Penny Von Eschen, a professor of history and American culture at the University of Michigan in Ann Arbor, and author of "Satchmo Blows up the World: Jazz Ambassadors Play the Cold War," says the jazz ambassadorship has been fraught with contradictions since its inception 50 years ago.

President Eisenhower sent African-American jazz musicians to emerging nations in Africa and Asia to both counter the "red menace" and, somewhat hypocritically in retrospect, to stymie international criticism of Jim Crow laws – what Professor Von Eschen calls the "Achilles' heel" of the US.

The efforts worked, says Von Eschen, "but not necessarily in the sense the State Department thinks they worked." Audiences, she says, didn't always identify with Louis Armstrong, Dizzy Gillespie, and Duke Ellington, among others, as Americans. "What the jazz musicians shared with the audiences all over India, Africa, and Asia was an aspiration for freedom. That is subtly different than saying, 'This is the free expression of music in a free country.' "

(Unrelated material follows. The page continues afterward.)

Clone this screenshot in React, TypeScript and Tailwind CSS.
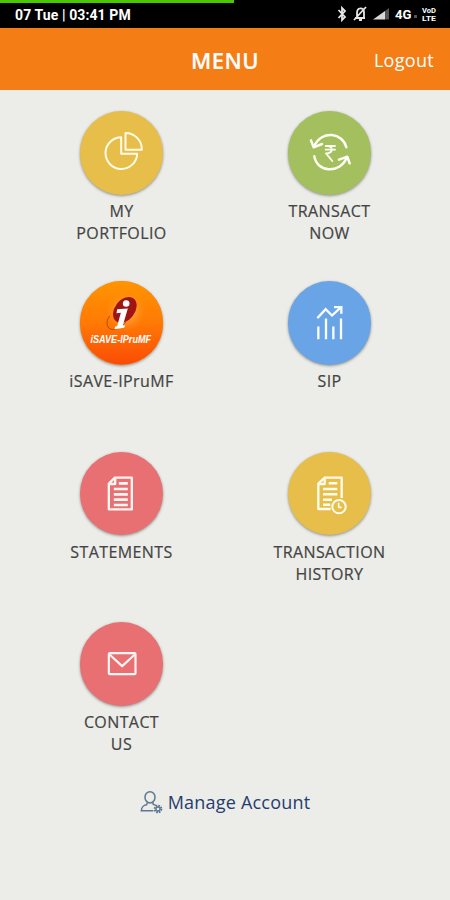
import type { ReactNode } from "react";

const sans = "font-['Open_Sans','Noto_Sans',sans-serif]";

function PieIcon() {
  return (
    <svg viewBox="58.5 33 250.5 250.5" className="size-full" fill="none" stroke="#fffbe9" strokeWidth="6" strokeLinejoin="round">
      <path d="M182 112A47.500 47.500 0 1 0 230 161H182Z" />
      <path d="M195 99V149H244A49 49 0 0 0 195 99Z" />
    </svg>
  );
}

function TransactIcon() {
  return (
    <svg viewBox="54 33 250.5 250.5" className="size-full" fill="none" stroke="#fdfff5" strokeWidth="7.500" strokeLinecap="round" strokeLinejoin="round">
      <path d="M229 142C219 99 156 88 132 139" />
      <path d="M123 121L131 142L156 132" />
      <path d="M133 169C141 217 209 224 231 172" />
      <path d="M207 179L232 170L239 190" />
      <path d="M167 138H195M167 149H195M170 138C190 136 191 160 168 160L187 183" strokeWidth="5.500" />
    </svg>
  );
}

function SaveLogo() {
  return (
    <svg viewBox="58.5 34.5 250.5 250.5" className="size-full">
      <defs>
        <linearGradient id="saveGround" x1="0" y1="0" x2="0" y2="1">
          <stop offset="0" stopColor="#ff9500" />
          <stop offset="0.5" stopColor="#ff7a05" />
          <stop offset="1" stopColor="#fb4b05" />
        </linearGradient>
        <radialGradient id="saveGlow">
          <stop offset="0" stopColor="#ffc477" stopOpacity="0.9" />
          <stop offset="1" stopColor="#ff9a30" stopOpacity="0" />
        </radialGradient>
      </defs>
      <circle cx="183.700" cy="159.700" r="125" fill="url(#saveGround)" />
      <ellipse cx="196" cy="126" rx="58" ry="58" fill="url(#saveGlow)" />
      <ellipse cx="193" cy="121" rx="43" ry="30" transform="rotate(-52 193 121)" fill="#9e1512" />
      <path d="M148 139C133 157 139 180 157 180C170 180 186 170 196 157" fill="none" stroke="#b44a12" strokeWidth="3" />
      <circle cx="197" cy="102" r="10" fill="#fff" />
      <path d="M170 119L202 117L187 168L194 167L191 175L162 179L164 171L170 170L181 130L168 131Z" fill="#fff" />
      <text x="90" y="220" textLength="182" lengthAdjust="spacingAndGlyphs" fill="#fff" className="font-['Liberation_Sans_Narrow','Liberation_Sans',sans-serif] text-[33px] font-bold italic">iSAVE-IPruMF</text>
    </svg>
  );
}

function SipIcon() {
  return (
    <svg viewBox="54 34.5 250.5 250.5" className="size-full" fill="none" stroke="#fafdff" strokeWidth="7">
      <path d="M145 171V209M168 147V209M190 171V209M213 147V209" />
      <path d="M142 146L167 119L186 138L211 115" />
      <path d="M192 113H214V133" />
    </svg>
  );
}

function StatementIcon() {
  return (
    <svg viewBox="58.5 36 250.5 250.5" className="size-full" fill="none" stroke="#fff6f4" strokeWidth="7" strokeLinejoin="round">
      <path d="M163 113H214V208H145V131ZM164 114V132H146" />
      <path d="M175 130H202M160 147H202M160 163H202M160 179H202M160 195H202" strokeWidth="8" />
    </svg>
  );
}

function HistoryIcon() {
  return (
    <svg viewBox="84 36 250.5 250.5" className="size-full" fill="none" stroke="#fffbed" strokeWidth="7" strokeLinejoin="round">
      <path d="M245 174V113H194L175 131V207H212M194 114V132H176" />
      <path d="M206 130H232M189 147H232M189 163H232M189 179H216M189 194H211" strokeWidth="7.500" />
      <circle cx="237" cy="200" r="20" strokeWidth="6" />
      <path d="M236 188V202H245" strokeWidth="5" />
    </svg>
  );
}

function MailIcon() {
  return (
    <svg viewBox="58.5 37.5 250.5 250.5" className="size-full" fill="none" stroke="#fff5f3" strokeWidth="6.500" strokeLinejoin="round">
      <rect x="145" y="131" width="80" height="63" rx="3" />
      <path d="M147 135L185 170L223 135" />
    </svg>
  );
}

type Item = { lines: string[]; color: string; icon: ReactNode };

const items: Item[] = [
  { lines: ["MY", "PORTFOLIO"], color: "bg-[#e6be49]", icon: <PieIcon /> },
  { lines: ["TRANSACT", "NOW"], color: "bg-[#a3bf5e]", icon: <TransactIcon /> },
  { lines: ["iSAVE-IPruMF"], color: "bg-[#ff7a05]", icon: <SaveLogo /> },
  { lines: ["SIP"], color: "bg-[#69a4e6]", icon: <SipIcon /> },
  { lines: ["STATEMENTS"], color: "bg-[#e87072]", icon: <StatementIcon /> },
  { lines: ["TRANSACTION", "HISTORY"], color: "bg-[#e6be49]", icon: <HistoryIcon /> },
  { lines: ["CONTACT", "US"], color: "bg-[#e87072]", icon: <MailIcon /> },
];

function StatusBar() {
  return (
    <div className="h-[27.500px] bg-black">
      <div className="h-[3px] w-[234px] bg-[#4ac800]" />
      <div className="flex h-[24.500px] items-center pr-[13px] pl-[15px] font-[Roboto,sans-serif] text-white">
        <span className="text-[14px] leading-none font-bold tracking-[0.1px]">07 Tue | 03:41 PM</span>
        <svg viewBox="0 0 100 20" className="-mt-0.5 ml-auto h-5 w-[100px]" fill="none" stroke="#e7e7e7">
          <path d="M1.500 6L8 13L5 16V4L8 7L1.500 14" strokeWidth="1.800" />
          <path d="M18 14H28M20 13V9C20 3 27 3 27 8V14M22 16H25M17 16L29 3" strokeWidth="1.800" />
          <path d="M36 15.500L48 7V15.500Z" fill="#d8d8d8" stroke="none" />
          <path d="M48 7L52 4V15.500H48Z" fill="#555" stroke="none" />
          <text x="58" y="15" textLength="16.500" lengthAdjust="spacingAndGlyphs" fill="#fff" stroke="none" className="text-[12.500px] font-bold">4G</text>
          <path d="M77 11H80V14H77Z" fill="#555" stroke="none" />
          <text x="85" y="8.500" textLength="14" lengthAdjust="spacingAndGlyphs" fill="#fff" stroke="none" className="text-[6.500px] font-bold">VoD</text>
          <text x="85" y="17" textLength="14" lengthAdjust="spacingAndGlyphs" fill="#fff" stroke="none" className="text-[8px] font-bold">LTE</text>
        </svg>
      </div>
    </div>
  );
}

function MenuItem({ item }: { item: Item }) {
  return (
    <div className="flex flex-col items-center">
      <div className={`size-[83.5px] shrink-0 overflow-hidden rounded-full shadow-[0_1px_3px_rgba(0,0,0,0.4)] ${item.color}`}>{item.icon}</div>
      <div className="mt-[5.500px] text-center text-[16px] leading-[22px] font-normal tracking-[0.4px] text-[#444] [-webkit-text-stroke:0.2px_#444]">
        {item.lines.map((line) => (
          <div key={line}>{line}</div>
        ))}
      </div>
    </div>
  );
}

export default function App() {
  return (
    <div className={`h-[900px] w-[450px] overflow-hidden bg-[#ecede8] ${sans}`}>
      <StatusBar />
      <header className="grid h-[62.500px] grid-cols-3 items-center bg-[#f47d16] text-white">
        <h1 className="col-start-2 pt-0.5 text-center text-[22px] leading-[30px] font-semibold tracking-[0.5px] [-webkit-text-stroke:0.2px_white]">MENU</h1>
        <span className="pt-0.5 pr-4 text-right text-[18px] leading-[26px] tracking-[0.3px]">Logout</span>
      </header>
      <main className="ml-[17.500px] grid grid-cols-[208px_208px] auto-rows-[170.400px] pt-[21px]">
        {items.map((item) => (
          <MenuItem key={item.lines[0]} item={item} />
        ))}
      </main>
      <div className="-mt-[3.500px] flex items-center justify-center">
        <svg viewBox="30 28 72 75" className="mr-1 h-[25px] w-6" fill="none" stroke="#5e7691" strokeWidth="4.500">
          <ellipse cx="60" cy="50" rx="15" ry="17" />
          <path d="M52 65L50 72C39 74 35 78 34 90H70M68 65L70 71L78 74" />
          <circle cx="84" cy="85" r="10" strokeWidth="6" strokeDasharray="5 2.800" />
          <circle cx="84" cy="85" r="6" strokeWidth="4" />
        </svg>
        <span className="text-[18px] leading-[26px] tracking-[0.2px] text-[#263c70]">Manage Account</span>
      </div>
    </div>
  );
}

Present-day spectators seem perfectly capable of differentiating between an individual, their culture, and their country's foreign policy, says Bektour Iskender, an online news site editor who met the Ari Roland Quartet in his native country, Kyrgyzstan.

"Each person is unique despite [his or her] homeland, or ethnicity, or whatever," he writes in an e-mail. "The fact that they [the quartet] are Americans was the last thing I was thinking of when talking to them."